The person always exceeds the system not because the system has failed but because personhood is operating at a higher resolution than population management can sustain. This is not a criticism of systems. It is a description of what systems are for and what they can therefore not be for. Systems are for managing populations. The population is composed of persons. The persons are more complex than the population description. The excess is not error. It is not the residue of a system that has not yet become sophisticated enough to capture it. It is the permanent condition of the relationship between the person and any system that attempts to represent them, because representation requires reduction and persons resist final reduction by the nature of what persons are.

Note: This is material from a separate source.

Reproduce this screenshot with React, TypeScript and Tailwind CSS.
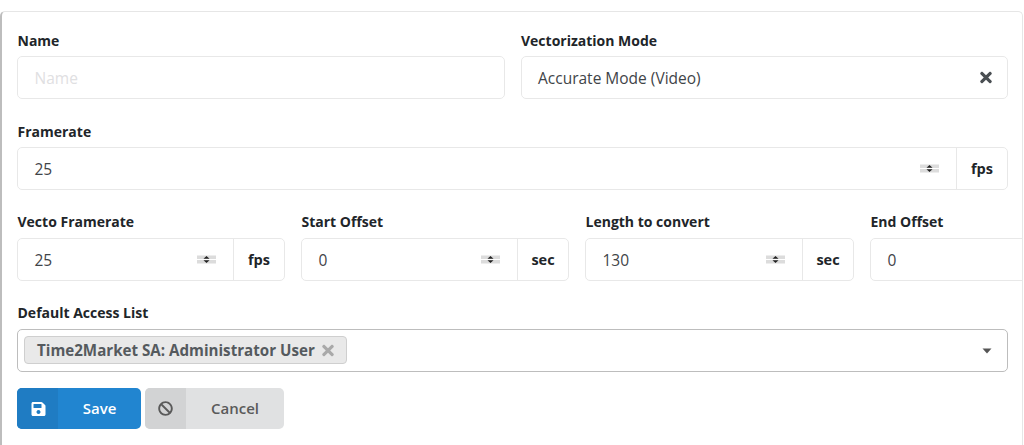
import React from "react";
import { FaTimes, FaSave, FaBan } from "react-icons/fa";

function Spinner() {
  return (
    <svg width="19" height="9" viewBox="0 0 19 9" className="shrink-0">
      <rect x="0" y="0.5" width="19" height="3.5" fill="#dcdcdc" />
      <rect x="0" y="5" width="19" height="3.5" fill="#dcdcdc" />
      <path d="M6.5 3.8 L9.5 1 L12.5 3.8 Z" fill="#222" />
      <path d="M6.5 5.2 L9.5 8 L12.5 5.2 Z" fill="#222" />
    </svg>
  );
}

function Label({ children, wide }: { children: React.ReactNode; wide?: boolean }) {
  return (
    <div
      className={
        wide
          ? "h-[20px] mb-[6px] pl-[0.5px] text-[14px] leading-[20px] font-bold text-[#212529]"
          : "h-[20px] mb-[5px] pl-[0.5px] text-[14px] leading-[20px] font-bold text-[#212529]"
      }
    >
      {children}
    </div>
  );
}

function NumField({ value, unit }: { value: string; unit?: string }) {
  return (
    <div className="flex h-[43px] w-full rounded-[5px] border border-[#e8e8e8] bg-white">
      <div className="flex flex-1 min-w-0 items-center justify-between pl-[16.5px] pr-[17px] text-[15.5px] text-[#3f4448]">
        <span className="pt-[2px]">{value}</span>
        {unit ? <Spinner /> : null}
      </div>
      {unit ? (
        <div className="flex items-center justify-center w-[51px] border-l border-[#e8e8e8] text-[14.5px] font-bold text-[#212529]">
          {unit}
        </div>
      ) : null}
    </div>
  );
}

export default function App() {
  return (
    <div className="h-[445px] w-[1024px] overflow-hidden bg-white pt-[11px] font-['Open_Sans','Noto_Sans',sans-serif]">
      <div className="h-[460px] w-[1023px] overflow-hidden rounded-t-[5px] border-l-2 border-t border-r border-l-[#bdbdbd] border-t-[#e6e6e6] border-r-[#e6e6e6] pl-[15px] pt-[19px]">
        <div className="grid w-[991px] grid-cols-2 gap-x-[16px]">
          <div>
            <Label>Name</Label>
            <div className="flex h-[43px] items-center rounded-[5px] border border-[#e8e8e8] px-[16.5px] pt-[2px] text-[15.5px] text-[#dfe0e2]">
              Name
            </div>
          </div>
          <div>
            <Label>Vectorization Mode</Label>
            <div className="flex h-[43px] items-center justify-between rounded-[5px] border border-[#e8e8e8] pl-[16.5px] pr-[15px] text-[15.5px] text-[#3f4448]">
              <span className="pt-[2px]">Accurate Mode (Video)</span>
              <FaTimes className="h-[17px] w-[12px] text-[#4a4f53]" />
            </div>
          </div>
        </div>

        <div className="mt-[23px] w-[991px]">
          <Label>Framerate</Label>
          <NumField value="25" unit="fps" />
        </div>

        <div className="mt-[22px] grid w-[1121px] grid-cols-[268px_268px_269px_268px] gap-x-[16px]">
          <div>
            <Label wide>Vecto Framerate</Label>
            <NumField value="25" unit="fps" />
          </div>
          <div>
            <Label wide>Start Offset</Label>
            <NumField value="0" unit="sec" />
          </div>
          <div>
            <Label wide>Length to convert</Label>
            <NumField value="130" unit="sec" />
          </div>
          <div>
            <Label wide>End Offset</Label>
            <NumField value="0" unit="sec" />
          </div>
        </div>

        <div className="mt-[22px] w-[991px]">
          <Label wide>Default Access List</Label>
          <div className="flex h-[43px] items-center justify-between rounded-[5px] border border-[#bdbdbd] pl-[6px] pr-[15px]">
            <div className="mb-[2px] flex h-[28px] items-center gap-[7px] rounded-[4px] border border-[#cfcfcf] bg-[#e9e9e9] px-[12px] pt-[1px] text-[15.15px] font-bold text-[#555a5e]">
              <span>Time2Market SA: Administrator User</span>
              <FaTimes className="h-[17px] w-[12px] text-[#a9a9a9]" />
            </div>
            <svg width="10" height="6" viewBox="0 0 10 6">
              <path d="M0.5 0.5 H9.5 L5 5.5 Z" fill="#555" />
            </svg>
          </div>
        </div>

        <div className="mt-[16px] flex gap-[4px]">
          <div className="flex h-[41px] w-[124px] overflow-hidden rounded-[5px] bg-[#2185d0] text-[15px] font-semibold text-white">
            <div className="flex w-[41px] items-center justify-center bg-[#1f7cc3] pl-[1px]">
              <FaSave className="h-[16px] w-[15px] text-white" />
            </div>
            <div className="flex flex-1 items-center justify-center">Save</div>
          </div>
          <div className="flex h-[41px] w-[139px] overflow-hidden rounded-[5px] bg-[#e0e1e2] text-[15px] font-semibold text-[#5a5a5a]">
            <div className="flex w-[41px] items-center justify-center bg-[#d2d3d4]">
              <FaBan className="h-[15px] w-[15px] text-[#5a5a5a]" />
            </div>
            <div className="flex flex-1 items-center justify-center">Cancel</div>
          </div>
        </div>
      </div>
    </div>
  );
}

A system can function by reducing the person. Yet the closer a system moves toward full person-specific understanding, the more it sacrifices the efficiency that makes it systemic. These are not quite mutually exclusive—the skilled practitioner within a system can hold both the category and the person simultaneously, can use the system’s resources while exceeding the system’s categories through the exercise of judgment that the system cannot supply. But this is the practitioner exceeding the system, not the system accommodating the person. The system accommodates the category. The person arrives inside the category, exceeds it, and waits to see whether the practitioner will notice.

Some practitioners notice.

The system does not.

The system cannot.

It was not designed for noticing.

It was designed for processing.

The person who required noticing required something the system was not designed to provide, and no quantity of additional categories will change this, because the limit is not in the number of categories.

The limit is in what categories are.